WRITTEN INSTRUCTION:
Please print exactly the lines below, from the start of the material up to and including the line with "import React from 'react';", but none of the pictures.

STORED RECORDS:

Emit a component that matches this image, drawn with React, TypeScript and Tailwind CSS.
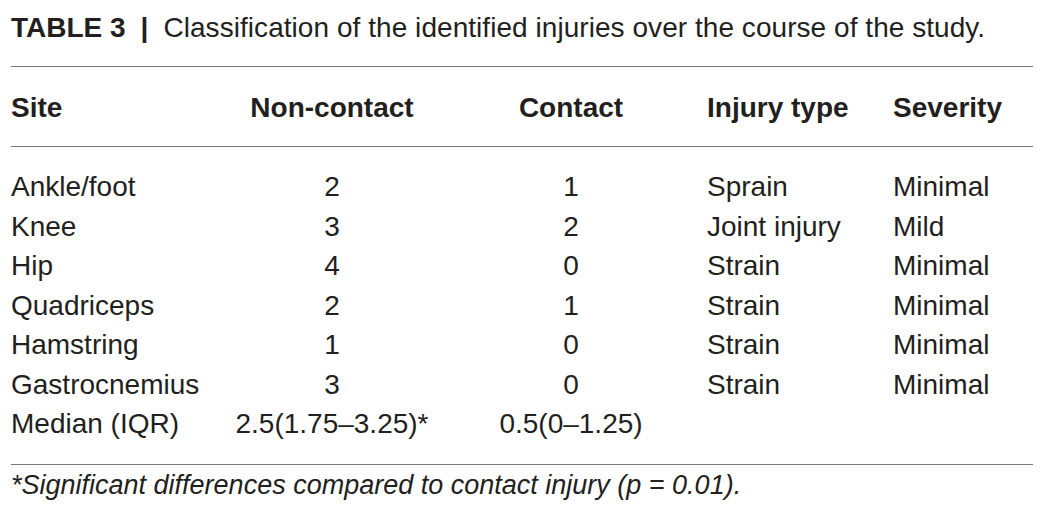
import React from 'react';

const rows = [
  { site: 'Ankle/foot', non: '2', contact: '1', type: 'Sprain', severity: 'Minimal' },
  { site: 'Knee', non: '3', contact: '2', type: 'Joint injury', severity: 'Mild' },
  { site: 'Hip', non: '4', contact: '0', type: 'Strain', severity: 'Minimal' },
  { site: 'Quadriceps', non: '2', contact: '1', type: 'Strain', severity: 'Minimal' },
  { site: 'Hamstring', non: '1', contact: '0', type: 'Strain', severity: 'Minimal' },
  { site: 'Gastrocnemius', non: '3', contact: '0', type: 'Strain', severity: 'Minimal' },
  { site: 'Median (IQR)', non: '2.5(1.75–3.25)*', contact: '0.5(0–1.25)', type: '', severity: '' },
];

const cols = 'grid grid-cols-[218px_206px_272px_186px_140px]';

const App = () => {
  return (
    <div className="w-[1052px] h-[523px] bg-white text-[#231f20] font-['Liberation_Sans',Arial,sans-serif]">
      <div className="w-[1022px] ml-[11px]">
        {/* Caption */}
        <div className="pt-[8px] h-[48px] text-[28px] leading-[40px] whitespace-nowrap">
          <span className="font-bold">TABLE 3</span>
          <span className="font-bold mx-[15px]">|</span>
          <span className="tracking-[0.05px]">Classification of the identified injuries over the course of the study.</span>
        </div>

        <div className="mt-[18px] h-px bg-[#7a7a7a]" />

        {/* Header */}
        <div className={`${cols} mt-[21px] text-[28px] leading-[40px] font-bold`}>
          <div>Site</div>
          <div className="text-center">Non-contact</div>
          <div className="text-center">Contact</div>
          <div>Injury type</div>
          <div>Severity</div>
        </div>

        <div className="mt-[18px] h-px bg-[#7a7a7a]" />

        {/* Body */}
        <div className="pt-[20px]">
          {rows.map((r) => (
            <div key={r.site} className={`${cols} h-[39.5px] text-[28px] leading-[39.5px] whitespace-nowrap`}>
              <div>{r.site}</div>
              <div className="text-center">{r.non}</div>
              <div className="text-center">{r.contact}</div>
              <div>{r.type}</div>
              <div>{r.severity}</div>
            </div>
          ))}
        </div>

        <div className="mt-[20px] h-px bg-[#7a7a7a]" />

        {/* Footnote */}
        <div className="mt-[2px] text-[27px] leading-[36px] italic whitespace-nowrap">
          *Significant differences compared to contact injury (p = 0.01).
        </div>
      </div>
    </div>
  );
};

export default App;
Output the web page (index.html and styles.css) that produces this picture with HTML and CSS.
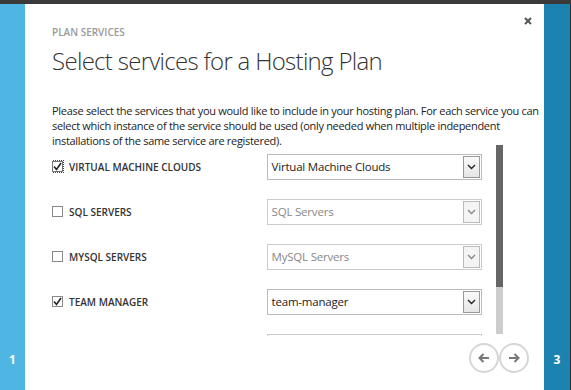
FILE: index.html
```html
<!DOCTYPE html>
<html lang="en">
<head>
    <meta charset="UTF-8">
    <title>Plan Services</title>
    <link rel="stylesheet" href="styles.css">
</head>
<body>

<div class="topbar"></div>

<div class="frame">
    <div class="step step-prev"><span>1</span></div>

    <div class="dialog">
        <button class="close" title="Close">
            <svg width="8" height="8" viewBox="0 0 8 8"><path d="M1 1 L7 7 M7 1 L1 7" stroke="#555" stroke-width="2"/></svg>
        </button>

        <div class="eyebrow">PLAN SERVICES</div>
        <h1 class="title">Select services for a Hosting Plan</h1>

        <p class="intro">Please select the services that you would like to include in your hosting plan. For each service you can select which instance of the service should be used (only needed when multiple independent installations of the same service are registered).</p>

        <div class="services">
            <div class="service-list">
                <div class="service">
                    <label class="check">
                        <span class="box checked focus">
                            <svg width="9" height="9" viewBox="0 0 9 9"><path d="M1 4.5 L3.5 7.5 L8 1" fill="none" stroke="#222" stroke-width="1.6"/></svg>
                        </span>
                        VIRTUAL MACHINE CLOUDS
                    </label>
                    <div class="select">
                        <span class="value">Virtual Machine Clouds</span>
                        <span class="arrow"><svg width="9" height="6" viewBox="0 0 9 6"><path d="M1 1 L4.5 4.5 L8 1" fill="none" stroke="#222" stroke-width="1.4"/></svg></span>
                    </div>
                </div>
                <div class="service">
                    <label class="check">
                        <span class="box"></span>
                        SQL SERVERS
                    </label>
                    <div class="select disabled">
                        <span class="value">SQL Servers</span>
                        <span class="arrow"><svg width="9" height="6" viewBox="0 0 9 6"><path d="M1 1 L4.5 4.5 L8 1" fill="none" stroke="#888" stroke-width="1.4"/></svg></span>
                    </div>
                </div>
                <div class="service">
                    <label class="check">
                        <span class="box"></span>
                        MYSQL SERVERS
                    </label>
                    <div class="select disabled">
                        <span class="value">MySQL Servers</span>
                        <span class="arrow"><svg width="9" height="6" viewBox="0 0 9 6"><path d="M1 1 L4.5 4.5 L8 1" fill="none" stroke="#888" stroke-width="1.4"/></svg></span>
                    </div>
                </div>
                <div class="service">
                    <label class="check">
                        <span class="box checked">
                            <svg width="9" height="9" viewBox="0 0 9 9"><path d="M1 4.5 L3.5 7.5 L8 1" fill="none" stroke="#222" stroke-width="1.6"/></svg>
                        </span>
                        TEAM MANAGER
                    </label>
                    <div class="select">
                        <span class="value">team-manager</span>
                        <span class="arrow"><svg width="9" height="6" viewBox="0 0 9 6"><path d="M1 1 L4.5 4.5 L8 1" fill="none" stroke="#222" stroke-width="1.4"/></svg></span>
                    </div>
                </div>
                <!-- next row, scrolled out of view -->
                <div class="service">
                    <div class="check"></div>
                    <div class="select disabled"></div>
                </div>
            </div>
            <div class="scrollbar"><div class="thumb"></div></div>
        </div>

        <div class="nav">
            <button class="nav-btn">
                <svg width="12" height="10" viewBox="0 0 12 10"><path d="M11 5 H2 M5.5 1 L1.5 5 L5.5 9" fill="none" stroke="#777" stroke-width="2"/></svg>
            </button>
            <button class="nav-btn">
                <svg width="12" height="10" viewBox="0 0 12 10"><path d="M1 5 H10 M6.5 1 L10.5 5 L6.5 9" fill="none" stroke="#777" stroke-width="2"/></svg>
            </button>
        </div>
    </div>

    <div class="step step-next"><span>3</span></div>
    <div class="edge"></div>
</div>

</body>
</html>
```

FILE: styles.css
```css
body {
    margin: 0;
    height: 390px;
    overflow: hidden;
    background: #333;
    font-family: 'Open Sans', 'Noto Sans', sans-serif;
    color: #333;
}

.topbar {
    height: 4px;
    background: #3a3a3a;
}

.frame {
    display: flex;
    height: 386px;
}

.step {
    display: flex;
    align-items: flex-end;
    justify-content: center;
    padding-bottom: 22px;
    box-sizing: border-box;
    color: #fff;
    font-size: 12px;
    font-weight: bold;
}

.step-prev {
    width: 26px;
    background: #4fb5e2;
}

.step-next {
    width: 27px;
    background: #1c83b0;
}

.edge {
    width: 1px;
    background: #2d2d2d;
}

.dialog {
    flex: 1;
    position: relative;
    background: #fff;
    padding: 21px 0 0 27px;
    display: flex;
    flex-direction: column;
}

.close {
    position: absolute;
    top: 9px;
    right: 12px;
    border: none;
    background: none;
    padding: 0;
    cursor: pointer;
}

.eyebrow {
    font-size: 10px;
    line-height: 14px;
    font-weight: 600;
    color: #999;
}

.title {
    margin: 7px 0 0;
    font-size: 24px;
    line-height: 30px;
    font-weight: 300;
    letter-spacing: -0.7px;
    color: #333;
}

.intro {
    margin: 27px 0 0;
    width: 492px;
    font-size: 11px;
    line-height: 15px;
    letter-spacing: -0.3px;
    color: #222;
}

.services {
    display: flex;
    align-items: flex-start;
    height: 191px;
    margin-top: -3px;
    overflow: hidden;
}

.service-list {
    width: 430px;
    margin-top: -1px;
}

.service {
    display: flex;
    align-items: center;
    height: 45px;
}

.check {
    display: flex;
    align-items: center;
    gap: 6px;
    width: 215px;
    font-size: 10px;
    font-weight: 600;
    color: #333;
}

.box {
    width: 11px;
    height: 11px;
    box-sizing: border-box;
    border: 1px solid #888;
    display: flex;
    align-items: center;
    justify-content: center;
}

.box.focus {
    outline: 1px dotted #444;
    outline-offset: 0;
    border-color: #777;
}

.select {
    width: 216px;
    height: 26px;
    box-sizing: border-box;
    border: 1px solid #bbb;
    display: flex;
    align-items: center;
    justify-content: space-between;
    padding: 0 1px 0 4px;
    font-size: 11.5px;
    letter-spacing: -0.2px;
    color: #222;
}

.select.disabled {
    color: #888;
    border-color: #ccc;
}

.arrow {
    width: 17px;
    height: 22px;
    box-sizing: border-box;
    border: 1px solid #999;
    background: linear-gradient(#fafafa, #e6e6e6);
    display: flex;
    align-items: center;
    justify-content: center;
}

.select.disabled .arrow {
    border-color: #bbb;
    background: #f4f4f4;
}

.scrollbar {
    width: 7px;
    height: 189px;
    margin-left: 14px;
    background: #cdcdcd;
}

.thumb {
    height: 142px;
    background: #666;
}

.nav {
    display: flex;
    justify-content: flex-end;
    padding: 7px 15px 0 0;
}

.nav-btn {
    width: 30px;
    height: 30px;
    border: 2px solid #d6d6d6;
    border-radius: 50%;
    background: #fff;
    padding: 0;
    display: flex;
    align-items: center;
    justify-content: center;
    cursor: pointer;
}
```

FINISHED TASK:
Emit a component that matches this image, drawn with React, TypeScript and Tailwind CSS.
import React from 'react';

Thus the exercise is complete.